Paste: So is the inspiration more just about the music and not necessarily something in your life that happens, or seeing something on the street that inspires a song?
Barnett: No no, it’s a completely kind of enclosed little world kind of thing I can go to. It’s not generally something directly from life. It’s kind of just distant—just a kind of volition or energy.

Paste: Is it a solo process, with you telling the other band members what to play, or do they ever collaborate?
Barnett: Well, it’s sometimes like that. George especially—his style in interpreting what I give him is really important. But, musically, I do most of it. When it comes to other things, like… George does all the art work and also he’s like the editor. I do all this stuff and he’s really good at stepping back and saying what’s good and what’s bad and what direction it should go in and things like that. But most of the writing is me, yeah.

Paste: What would you be doing if not music?
Barnett: I don’t know, maybe a football coach.

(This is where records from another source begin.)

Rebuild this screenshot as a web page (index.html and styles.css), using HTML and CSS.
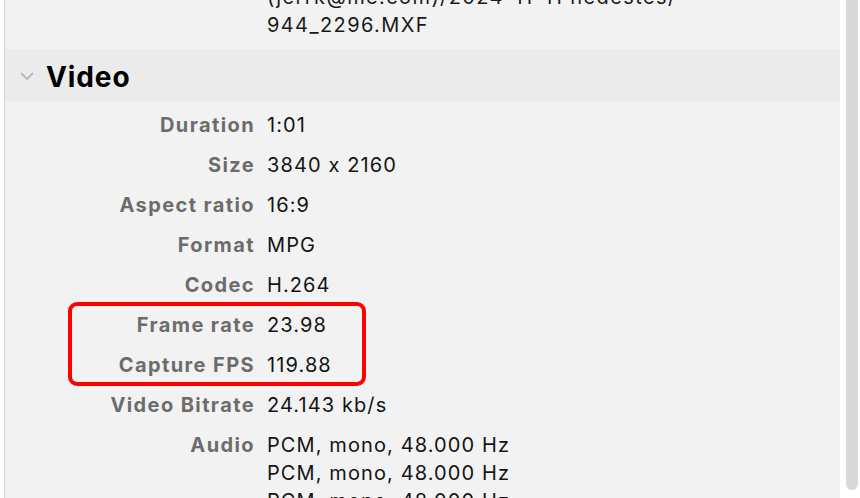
FILE: index.html
```html
<!DOCTYPE html>
<html lang="en">
<head>
<meta charset="utf-8">
<title>Info</title>
<link rel="stylesheet" href="styles.css">
</head>
<body>
<div class="window">
  <div class="panel">
    <div class="path">
      <div>(jerrk@me.com)/2024-11-11 nedestes/</div>
      <div>944_2296.MXF</div>
    </div>

    <div class="section-header">
      <svg class="chevron" width="14" height="9" viewBox="0 0 14 9" aria-hidden="true">
        <path d="M1.5 1.5 L7 7 L12.5 1.5" fill="none" stroke="#b8b8b8" stroke-width="1.8" stroke-linecap="round" stroke-linejoin="round"/>
      </svg>
      <span class="section-title">Video</span>
    </div>

    <div class="props">
      <div class="label">Duration</div><div class="value">1:01</div>
      <div class="label">Size</div><div class="value">3840 x 2160</div>
      <div class="label">Aspect ratio</div><div class="value">16:9</div>
      <div class="label">Format</div><div class="value">MPG</div>
      <div class="label">Codec</div><div class="value">H.264</div>
      <div class="label">Frame rate</div><div class="value">23.98</div>
      <div class="label">Capture FPS</div><div class="value">119.88</div>
      <div class="label">Video Bitrate</div><div class="value">24.143 kb/s</div>
      <div class="label">Audio</div>
      <div class="value">
        <div>PCM, mono, 48.000 Hz</div>
        <div>PCM, mono, 48.000 Hz</div>
        <div>PCM, mono, 48.000 Hz</div>
      </div>
    </div>

    <div class="highlight"></div>
  </div>
  <div class="scrollbar"><div class="thumb"></div></div>
</div>
</body>
</html>
```

FILE: styles.css
```css
html, body {
  margin: 0;
  padding: 0;
  background: #ffffff;
}

body {
  font-family: Inter, "Noto Sans", "Liberation Sans", sans-serif;
  font-feature-settings: "calt" 0;
  color: #1d1d1d;
  overflow: hidden;
}

.window {
  display: flex;
  height: 498px;
  padding-left: 4px;
}

.panel {
  position: relative;
  width: 835px;
  height: 498px;
  background: #f2f2f2;
  border-left: 1px solid #d2d2d2;
  overflow: hidden;
  font-size: 20px;
  line-height: 28px;
  letter-spacing: 1.1px;
}

.path {
  margin-top: -17px;
  padding-left: 262px;
  color: #1a1a1a;
  letter-spacing: 1.4px;
}

.section-header {
  margin-top: 10px;
  height: 53px;
  background: #ebebeb;
  display: flex;
  align-items: center;
  padding-left: 15px;
}

.chevron {
  display: block;
  margin-top: 2px;
}

.section-title {
  margin-left: 12px;
  margin-top: 3px;
  font-size: 28px;
  font-weight: 700;
  color: #000000;
  letter-spacing: 0.9px;
}

.props {
  display: grid;
  grid-template-columns: 250px 1fr;
  column-gap: 12px;
  row-gap: 12px;
  padding-top: 9px;
}

.label {
  text-align: right;
  font-weight: 700;
  color: #6c6c6c;
  letter-spacing: 1.4px;
}

.value {
  color: #141414;
}

.highlight {
  position: absolute;
  left: 63px;
  top: 302px;
  width: 298px;
  height: 84px;
  box-sizing: border-box;
  border: 4px solid #ff0000;
  border-radius: 9px;
}

.scrollbar {
  width: 12px;
  margin-left: 6px;
  height: 498px;
}

.thumb {
  height: 490px;
  background: #d9d9d9;
  border-radius: 0 0 6px 6px;
}
```
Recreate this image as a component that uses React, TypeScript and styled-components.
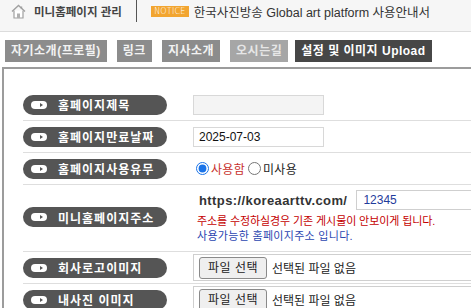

Catch up my coaching badges in football. I’d like to work my way up and manage a team, and the best way is to become a coach.

Paste: So are you going to the World Cup this summer?
Barnett: I wish. No, we’ll probably be playing. Probably be watching it, though. Honestly, though, that’s the closest I can get to what I might be doing.

Paste: In a year, or three years, or five years, what’s the best thing you can imagine for These New Puritans?
Barnett: To be performing with a huge ensemble of musicians—a brass and woodwind section, like a huge percussion section—and us just being able to do whatever we want, like doing music for a film maybe. It sounds corny, but I would really like to do that. Maybe that’s not ambitious enough, but that’s it.